Turks Can Be Tried for Apology

ANKARA (Combined Sources)–A Turkish court ruled Monday that criminal proceedings could be launched against the authors and signatories of a petition that apologizes to Armenia’s for what they called “the Great Catastrophe of 1915.”

The decision by the High Criminal Court in Sincan, on the outskirts of Ankara, repeals a Jan. 26 ruling by the prosecutor general that bringing charges would impinge on freedom of speech laws, the Anatolia news agency said.

The prosecutor’s office had concluded that there was no need for criminal prosecution on the legal grounds that opposing opinions are also protected under freedom of speech in democratic societies.

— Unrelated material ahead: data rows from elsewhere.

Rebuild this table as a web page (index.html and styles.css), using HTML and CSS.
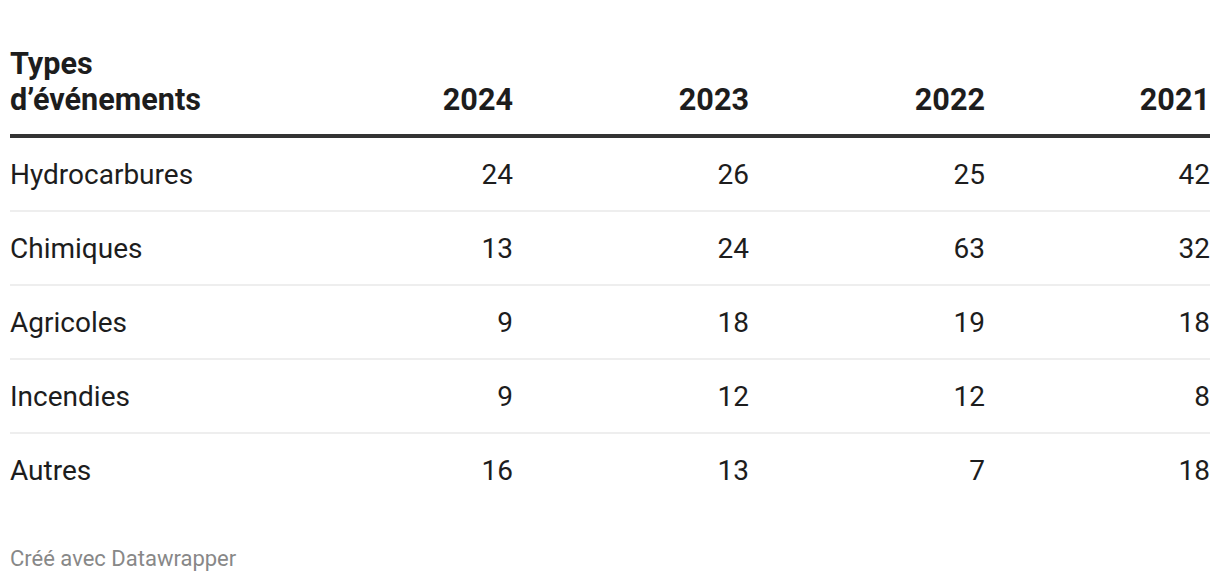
FILE: index.html
```html
<!DOCTYPE html>
<html lang="fr">
<head>
<meta charset="utf-8">
<title>Types d'événements</title>
<link rel="stylesheet" href="styles.css">
</head>
<body>
<div class="chart">
  <table class="dw-table">
    <colgroup>
      <col class="c-label">
      <col class="c-num">
      <col class="c-num">
      <col class="c-num">
      <col class="c-last">
    </colgroup>
    <thead>
      <tr>
        <th class="label">Types<br>d’événements</th>
        <th class="num">2024</th>
        <th class="num">2023</th>
        <th class="num">2022</th>
        <th class="num last">2021</th>
      </tr>
    </thead>
    <tbody>
      <tr><td class="label">Hydrocarbures</td><td class="num">24</td><td class="num">26</td><td class="num">25</td><td class="num last">42</td></tr>
      <tr><td class="label">Chimiques</td><td class="num">13</td><td class="num">24</td><td class="num">63</td><td class="num last">32</td></tr>
      <tr><td class="label">Agricoles</td><td class="num">9</td><td class="num">18</td><td class="num">19</td><td class="num last">18</td></tr>
      <tr><td class="label">Incendies</td><td class="num">9</td><td class="num">12</td><td class="num">12</td><td class="num last">8</td></tr>
      <tr><td class="label">Autres</td><td class="num">16</td><td class="num">13</td><td class="num">7</td><td class="num last">18</td></tr>
    </tbody>
  </table>
  <div class="footer">Créé avec Datawrapper</div>
</div>
</body>
</html>
```

FILE: styles.css
```css
html, body {
  margin: 0;
  padding: 0;
  background: #ffffff;
}

body {
  font-family: Roboto, "Liberation Sans", sans-serif;
  color: #1d1d1d;
}

.chart {
  padding: 46px 10px 0 10px;
}

.dw-table {
  width: 1200px;
  border-collapse: collapse;
  table-layout: fixed;
  font-size: 28px;
  line-height: 36px;
}

.c-label { width: 277px; }
.c-num { width: 236px; }
.c-last { width: 215px; }

th, td {
  padding: 0 10px 0 0;
  font-weight: 400;
}

th.last, td.last {
  padding-right: 0;
}

thead th {
  font-size: 30.6px;
  font-weight: 700;
  vertical-align: bottom;
  padding-bottom: 16px;
  border-bottom: 4px solid #333333;
  color: #1d1d1d;
}

.label {
  text-align: left;
}

.num {
  text-align: right;
}

tbody td {
  height: 70px;
  vertical-align: middle;
  border-bottom: 2px solid #eeeeee;
  padding-top: 2px;
  padding-bottom: 0;
}

tbody tr:last-child td {
  border-bottom: none;
}

.footer {
  margin-top: 38px;
  font-size: 22px;
  line-height: 30px;
  color: #888888;
}
```
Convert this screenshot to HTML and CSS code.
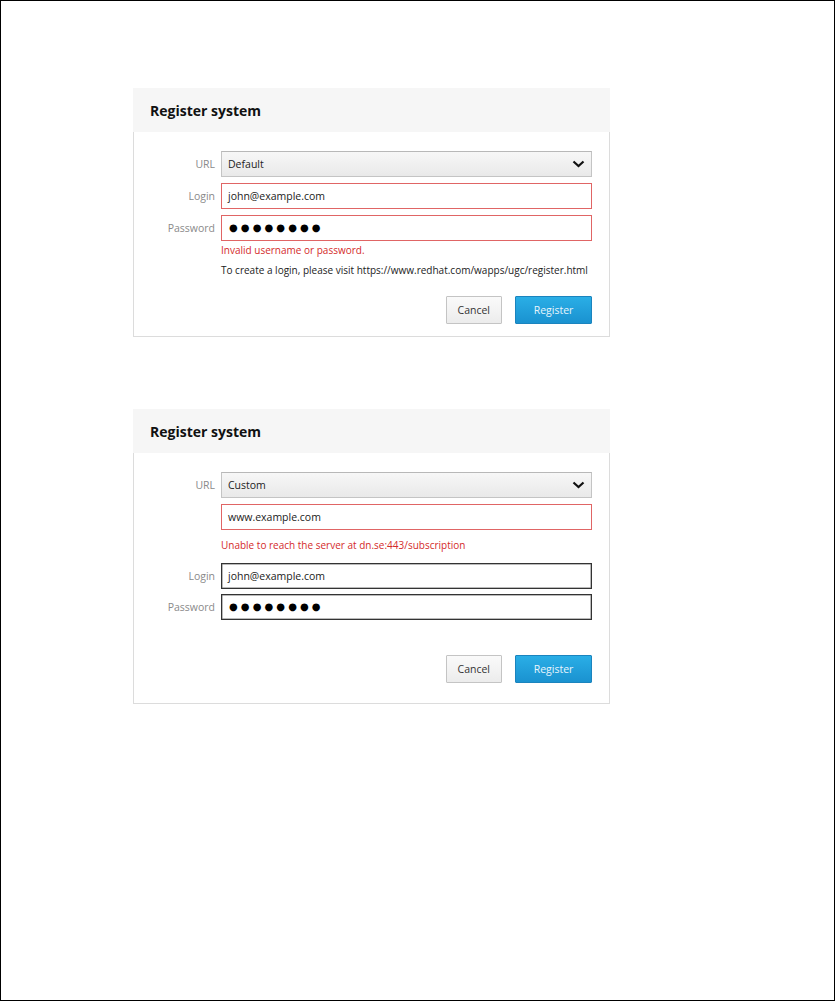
FILE: index.html
```html
<!DOCTYPE html>
<html>
<head>
<meta charset="utf-8">
<link rel="stylesheet" href="styles.css">
</head>
<body>
<div class="page">
  <section class="card">
    <header class="card-head"><h2>Register system</h2></header>
    <div class="card-body">
      <div class="form">
        <label class="lbl">URL</label>
        <div class="select"><span>Default</span>
          <svg class="chev" width="13" height="8" viewBox="0 0 13 8"><polyline points="1.5,1.5 6.5,6 11.5,1.5" fill="none" stroke="#111" stroke-width="2.2"/></svg>
        </div>
        <label class="lbl">Login</label>
        <div class="input err">john@example.com</div>
        <label class="lbl">Password</label>
        <div class="field">
          <div class="input err pw">●●●●●●●●</div>
          <div class="msg-err">Invalid username or password.</div>
          <div class="msg-info">To create a login, please visit https://www.redhat.com/wapps/ugc/register.html</div>
        </div>
      </div>
      <div class="actions"><button class="btn">Cancel</button><button class="btn primary">Register</button></div>
    </div>
  </section>

  <section class="card">
    <header class="card-head"><h2>Register system</h2></header>
    <div class="card-body b2">
      <div class="form f2">
        <label class="lbl">URL</label>
        <div class="field">
          <div class="select"><span>Custom</span>
            <svg class="chev" width="13" height="8" viewBox="0 0 13 8"><polyline points="1.5,1.5 6.5,6 11.5,1.5" fill="none" stroke="#111" stroke-width="2.2"/></svg>
          </div>
          <div class="input err gap-top">www.example.com</div>
          <div class="msg-err big">Unable to reach the server at dn.se:443/subscription</div>
        </div>
        <label class="lbl">Login</label>
        <div class="input dark">john@example.com</div>
        <label class="lbl">Password</label>
        <div class="input dark pw">●●●●●●●●</div>
      </div>
      <div class="actions a2"><button class="btn">Cancel</button><button class="btn primary">Register</button></div>
    </div>
  </section>
</div>
</body>
</html>
```
FILE: styles.css
```css
* { box-sizing: border-box; }
html, body { margin: 0; padding: 0; }
body {
  font-family: "Open Sans", "Liberation Sans", sans-serif;
  background: #fff;
  color: #333;
}
.page {
  width: 835px;
  height: 1001px;
  border: 1px solid #000;
  padding: 87px 0 0 132px;
}
.card {
  width: 477px;
  margin-bottom: 72px;
}
.card-head {
  background: #f6f6f6;
  height: 44px;
  padding: 1px 17px 0;
  display: flex;
  align-items: center;
}
.card-head h2 {
  margin: 0;
  font-size: 14px;
  font-weight: 700;
  color: #111;
}
.card-body {
  border: 1px solid #dcdcdc;
  border-top: none;
  padding: 19px 17px 12px 0;
}
.card-body.b2 { padding-bottom: 20px; }
.form {
  display: grid;
  grid-template-columns: 87px 1fr;
  column-gap: 0;
  row-gap: 6px;
  align-items: start;
}
.form.f2 { row-gap: 5px; }
.lbl {
  font-size: 10.5px;
  color: #8a8a8a;
  text-align: right;
  padding-right: 6px;
  line-height: 26px;
  height: 26px;
}
.select {
  height: 26px;
  border: 1px solid #c4c4c4;
  border-top-color: #b8b8b8;
  background: linear-gradient(#f7f7f7, #e9e9e9);
  display: flex;
  align-items: center;
  justify-content: space-between;
  padding: 0 6px 0 6px;
  font-size: 10.5px;
  color: #222;
}
.chev { display: block; }
.input {
  height: 26px;
  border: 1px solid #ccc;
  background: #fff;
  padding: 0 6px;
  font-size: 10.5px;
  line-height: 24px;
  color: #222;
}
.input.err { border-color: #e06565; }
.input.dark { border: 1px solid #333; box-shadow: inset 0 0 0 0.5px #777; }
.input.pw {
  font-family: "DejaVu Sans", sans-serif;
  font-size: 10px;
  letter-spacing: 3.1px;
  color: #000;
  padding-left: 7px;
}
.gap-top { margin-top: 6px; }
.msg-err {
  color: #d42a2a;
  font-size: 10px;
  margin-top: 2px;
  line-height: 14px;
}
.msg-err.big { margin-top: 8px; margin-bottom: 6px; }
.msg-info {
  color: #222;
  font-size: 10px;
  margin-top: 6px;
  line-height: 14px;
}
.actions {
  display: flex;
  justify-content: flex-end;
  gap: 13px;
  margin-top: 19px;
}
.actions.a2 { margin-top: 35px; }
.btn {
  font-family: "Open Sans", "Liberation Sans", sans-serif;
  font-size: 10.5px;
  height: 28px;
  padding: 0 11px;
  border: 1px solid #c4c4c4;
  background: linear-gradient(#fafafa, #ececec);
  color: #333;
  border-radius: 1px;
}
.btn.primary {
  width: 77px;
  border-color: #1b84be;
  background: linear-gradient(#2aaee6, #1a92d0);
  color: #e8f5fc;
}
```
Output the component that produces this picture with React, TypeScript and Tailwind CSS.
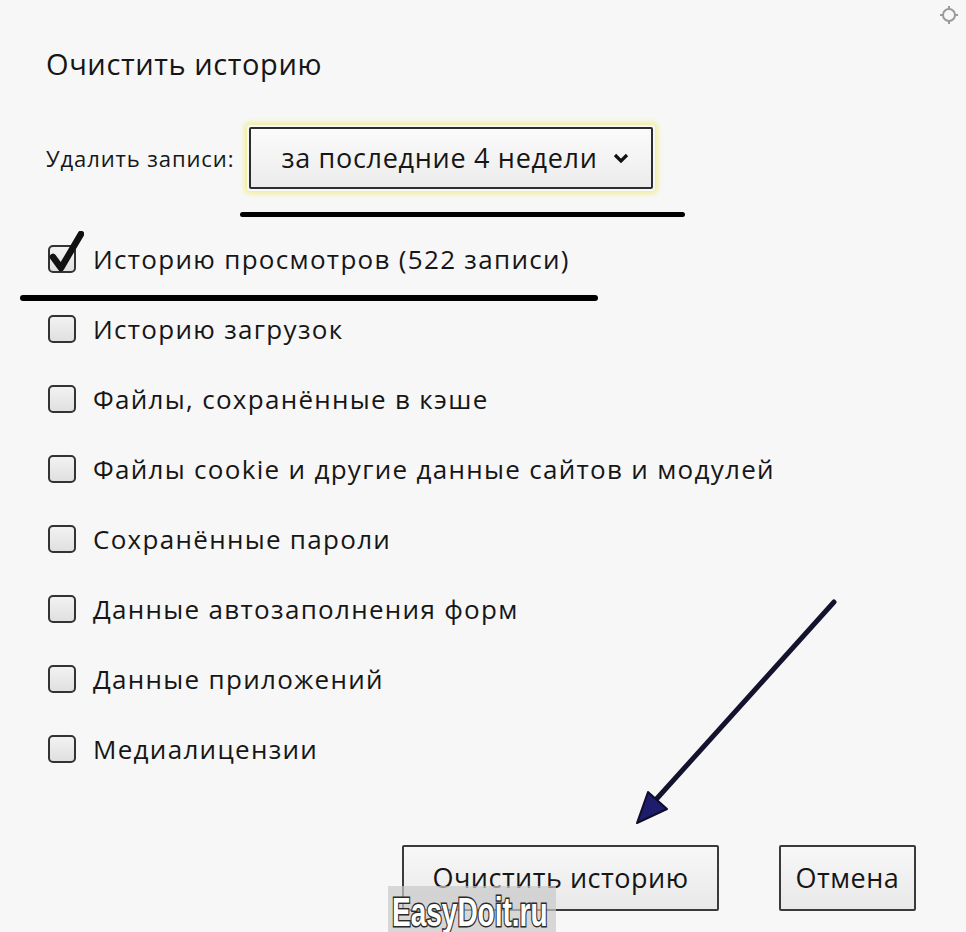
import React from 'react';

const items = [
  { label: 'Историю просмотров (522 записи)', checked: true },
  { label: 'Историю загрузок', checked: false },
  { label: 'Файлы, сохранённые в кэше', checked: false },
  { label: 'Файлы cookie и другие данные сайтов и модулей', checked: false },
  { label: 'Сохранённые пароли', checked: false },
  { label: 'Данные автозаполнения форм', checked: false },
  { label: 'Данные приложений', checked: false },
  { label: 'Медиалицензии', checked: false },
];

function CheckBox({ checked }: { checked: boolean }) {
  return (
    <div className="relative h-[28px] w-[28px] shrink-0 rounded-[5px] border-2 border-[#333] bg-gradient-to-b from-[#f2f2f2] to-[#e0e0e0]">
      {checked && (
        <svg
          className="absolute left-[-2px] top-[-16px] h-[44px] w-[36px]"
          viewBox="0 0 36 44"
        >
          <path
            d="M5 26 L13 37 L33 3"
            fill="none"
            stroke="#111"
            strokeWidth="6.5"
            strokeLinejoin="round"
            strokeLinecap="round"
          />
        </svg>
      )}
    </div>
  );
}

export default function App() {
  return (
    <div
      className="relative h-[932px] w-[966px] overflow-hidden bg-[#f7f7f7] text-[#161616]"
      style={{ fontFamily: '"Open Sans", "Noto Sans", sans-serif' }}
    >
      {/* top-right settings glyph */}
      <svg className="absolute right-[6px] top-[4px] h-[22px] w-[22px]" viewBox="0 0 22 22">
        <circle cx="11" cy="11" r="6" fill="none" stroke="#9a9a9a" strokeWidth="2" />
        <path d="M11 2v4M11 16v4M2 11h4M16 11h4" stroke="#9a9a9a" strokeWidth="2" />
      </svg>

      <div className="flex flex-col pl-[46px] pr-[50px] pt-[46px]">
        <h1 className="h-[36px] text-[29px] font-normal leading-[36px] tracking-[0.6px]">
          Очистить историю
        </h1>

        {/* range select */}
        <div className="mt-[43px] flex h-[66px] items-center gap-[13px]">
          <span className="text-[22px] tracking-[0.9px]">Удалить записи:</span>
          <div className="rounded-[3px] p-[2px] shadow-[0_0_5px_3px_#f1eea0]">
            <div className="flex h-[62px] w-[404px] items-center justify-between rounded-[2px] border-2 border-[#2d2d2d] bg-gradient-to-b from-[#fbfbfb] to-[#ececec] pl-[30px] pr-[22px]">
              <span className="text-[27px] tracking-[0.7px]">за последние 4 недели</span>
              <svg className="h-[14px] w-[16px]" viewBox="0 0 16 14">
                <path d="M2 4 L8 10 L14 4" fill="none" stroke="#111" strokeWidth="3.2" />
              </svg>
            </div>
          </div>
        </div>

        {/* options */}
        <ul className="mt-[33px] flex flex-col">
          {items.map((it) => (
            <li key={it.label} className="flex h-[70px] items-center gap-[17px] pl-[2px]">
              <CheckBox checked={it.checked} />
              <span className="text-[26px] leading-none tracking-[1.3px]">{it.label}</span>
            </li>
          ))}
        </ul>

        {/* actions */}
        <div className="mt-[61px] flex justify-end gap-[60px]">
          <button className="h-[66px] w-[317px] rounded-[2px] border-2 border-[#3a3a3a] bg-gradient-to-b from-[#f8f8f8] to-[#e8e8e8] text-[27px] tracking-[0.5px]">
            Очистить историю
          </button>
          <button className="h-[66px] w-[137px] rounded-[2px] border-2 border-[#3a3a3a] bg-gradient-to-b from-[#f8f8f8] to-[#e8e8e8] text-[27px] tracking-[0.5px]">
            Отмена
          </button>
        </div>
      </div>

      {/* annotation underlines */}
      <div className="absolute left-[240px] top-[212px] h-[5px] w-[445px] rounded-full bg-black" />
      <div className="absolute left-[20px] top-[295px] h-[6px] w-[578px] rounded-full bg-black" />

      {/* annotation arrow */}
      <svg className="pointer-events-none absolute left-0 top-0 h-[932px] w-[966px]" viewBox="0 0 966 932">
        <line x1="834" y1="602" x2="652" y2="804" stroke="#13132e" strokeWidth="5" strokeLinecap="round" />
        <polygon points="637,823 648,792 667,809" fill="#1d1d6b" stroke="#0e0e2a" strokeWidth="2" strokeLinejoin="round" />
      </svg>

      {/* watermark */}
      <div className="absolute left-[388px] top-[886px] h-[46px] w-[168px] bg-[#c9c9c9]/70" />
      <div
        className="absolute left-[392px] top-[893px] origin-left scale-x-[0.7] text-[40px] font-bold leading-[38px] text-white [-webkit-text-stroke:3px_#2a2a2a] [paint-order:stroke_fill]"
        style={{ fontFamily: '"Liberation Sans", Arial, sans-serif' }}
      >
        EasyDoit.ru
      </div>
    </div>
  );
}
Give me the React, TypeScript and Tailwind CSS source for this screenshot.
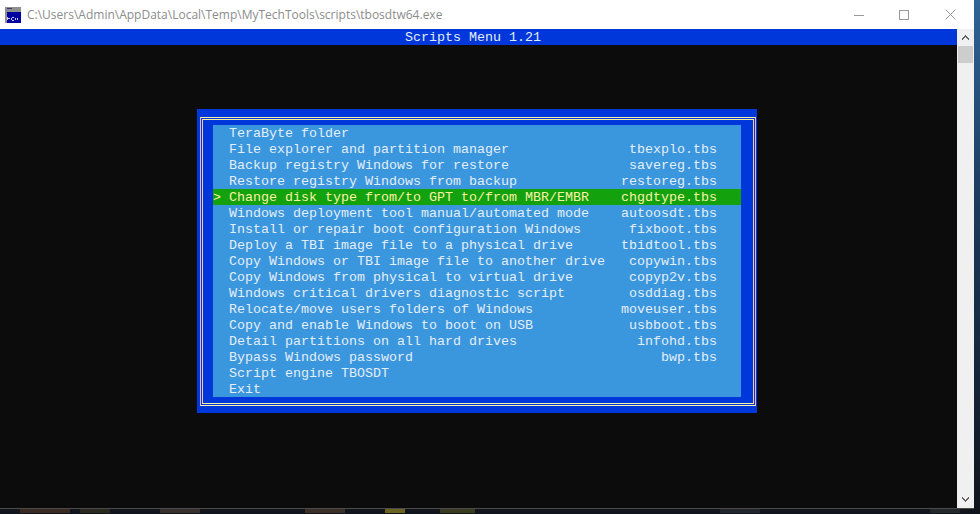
const scripts: [string, string][] = [
  ['TeraByte folder', ''],
  ['File explorer and partition manager', 'tbexplo.tbs'],
  ['Backup registry Windows for restore', 'savereg.tbs'],
  ['Restore registry Windows from backup', 'restoreg.tbs'],
  ['Change disk type from/to GPT to/from MBR/EMBR', 'chgdtype.tbs'],
  ['Windows deployment tool manual/automated mode', 'autoosdt.tbs'],
  ['Install or repair boot configuration Windows', 'fixboot.tbs'],
  ['Deploy a TBI image file to a physical drive', 'tbidtool.tbs'],
  ['Copy Windows or TBI image file to another drive', 'copywin.tbs'],
  ['Copy Windows from physical to virtual drive', 'copyp2v.tbs'],
  ['Windows critical drivers diagnostic script', 'osddiag.tbs'],
  ['Relocate/move users folders of Windows', 'moveuser.tbs'],
  ['Copy and enable Windows to boot on USB', 'usbboot.tbs'],
  ['Detail partitions on all hard drives', 'infohd.tbs'],
  ['Bypass Windows password', 'bwp.tbs'],
  ['Script engine TBOSDT', ''],
  ['Exit', ''],
];

const SELECTED = 4;

function ConsoleIcon() {
  return (
    <svg width="16" height="16" viewBox="0 0 16 16" shapeRendering="crispEdges">
      <rect width="16" height="16" fill="#8f8f8f" />
      <rect x="2" y="5" width="14" height="11" fill="#0000a0" />
      <rect x="2" y="1" width="5" height="1" fill="#3a3a6a" />
      <path d="M3 11h2v1h-2zM2 10h1v3h-1zM7 10h2v1h-2zM7 13h2v1h-2zM6 11h1v2h-1zM10 11h1v2h-1zM12 11h1v2h-1z" fill="#c8c8f0" />
    </svg>
  );
}

function WindowButtons() {
  return (
    <div className="flex items-center">
      <svg width="10" height="10" viewBox="0 0 10 10" className="mr-[35px]" shapeRendering="crispEdges">
        <rect x="0" y="5" width="10" height="1" fill="#999999" />
      </svg>
      <svg width="10" height="10" viewBox="0 0 10 10" className="mr-[36px]" shapeRendering="crispEdges">
        <rect x="0.5" y="0.5" width="9" height="9" fill="none" stroke="#999999" />
      </svg>
      <svg width="11" height="11" viewBox="0 0 11 11">
        <path d="M0.5 0.5L10.5 10.5M10.5 0.5L0.5 10.5" stroke="#999999" strokeWidth="1" fill="none" />
      </svg>
    </div>
  );
}

export default function App() {
  return (
    <div className="relative flex h-[514px] w-[980px] flex-col overflow-hidden bg-[linear-gradient(#2f6496,#1b3a5c_40%,#10141c)]">
      <div className="flex h-[509px] w-[974px] shrink-0 flex-col border-b border-[#4a4a4a]">
        <div className="flex h-[29px] shrink-0 items-center justify-between bg-white pl-[5px] pr-[18px]">
          <div className="flex items-center gap-[6px]">
            <ConsoleIcon />
            <span className="text-[12px] text-[#8c8c8c] [font-family:'Open_Sans','Noto_Sans',sans-serif]">
              C:\Users\Admin\AppData\Local\Temp\MyTechTools\scripts\tbosdtw64.exe
            </span>
          </div>
          <WindowButtons />
        </div>

        <div className="flex min-h-0 flex-1">
          <div className="flex-1 bg-[#0c0c0c] text-[13.33px] leading-[16px] text-[#e4eef8] [font-family:'Liberation_Mono',monospace]">
            <div className="h-[16px] whitespace-pre bg-[#0037da] pl-[405px] pt-px">Scripts Menu 1.21</div>

            <div className="ml-[197px] mt-[64px] h-[304px] w-[560px] bg-[#0037da] pb-[7px] pl-[3px] pr-[1px] pt-[8px]">
              <div className="h-full border-x border-y border-x-[#f3b4c8] border-y-[#f9f1a5] p-px">
                <div className="h-full border-x border-y border-x-[#f3c8b0] border-y-[#f9f1a5] pb-[6px] pl-[10px] pr-[12px] pt-[5px]">
                  <div className="h-[272px] bg-[#3a96dd]">
                    {scripts.map(([label, file], i) => (
                      <div
                        key={label}
                        className={`flex h-[16px] justify-between whitespace-pre pr-[24px] pt-px ${
                          i === SELECTED ? 'bg-[#13a10e] text-[#f9f1a5]' : ''
                        }`}
                      >
                        <span>
                          <span className="inline-block w-[16px]">{i === SELECTED ? '>' : ' '}</span>
                          {label}
                        </span>
                        <span>{file}</span>
                      </div>
                    ))}
                  </div>
                </div>
              </div>
            </div>
          </div>

          <div className="flex w-[17px] shrink-0 flex-col items-center bg-[#f0f0f0]">
            <svg width="9" height="17" viewBox="0 0 9 17" shapeRendering="crispEdges">
              <path d="M4 6h1v1h1v1h1v1h1v2h-1v-1h-1v-1h-1v-1h-1v1h-1v1h-1v1h-1v-2h1v-1h1v-1h1z" fill="#606060" />
            </svg>
            <div className="h-[17px] w-[15px] bg-[#cdcdcd]" />
            <div className="flex-1" />
            <svg width="9" height="17" viewBox="0 0 9 17" shapeRendering="crispEdges">
              <path d="M4 11h1v-1h1v-1h1v-1h1v-2h-1v1h-1v1h-1v1h-1v-1h-1v-1h-1v-1h-1v2h1v1h1v1h1z" fill="#606060" />
            </svg>
          </div>
        </div>
      </div>

      {/* desktop wallpaper showing under the window */}
      <svg width="980" height="4" viewBox="0 0 980 4" className="shrink-0">
        <rect width="980" height="4" fill="#12161c" />
        <rect x="20" y="0" width="50" height="4" fill="#3a2a24" />
        <rect x="80" y="0" width="30" height="4" fill="#2a2a20" />
        <rect x="160" y="0" width="40" height="4" fill="#38302c" />
        <rect x="305" y="0" width="40" height="4" fill="#3a3028" />
        <rect x="385" y="0" width="20" height="4" fill="#6a6420" />
        <rect x="440" y="0" width="35" height="4" fill="#3c3c20" />
        <rect x="720" y="0" width="40" height="4" fill="#20262c" />
        <rect x="930" y="0" width="30" height="4" fill="#24282a" />
      </svg>
    </div>
  );
}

The probe was launched after several Ankara residents filed a complaint asking for those involved with the petition to be punished for "openly denigrating the Turkish nation", an offense that carries two years in prison.

But according to the Sincan court, criminal proceedings can now be launched against the organizers of the Internet petition, which was launched on Dec. 15, and the subsequent 29,000 signatories, Turkish media reported.

The online petition had stated that signatories regret "that we remain indifferent to the Great Catastrophe that Ottoman Armenia’s endured…and that we deny," and offers apologies.

Armenia and Turkey offer starkly different accounts of the events, and the dispute has been a major obstacle in relations between the two countries.

The petition, which does not use the term "genocide" to describe the massacres, has been signed by more than 29,000 people in Turkey, among them intellectuals and artists.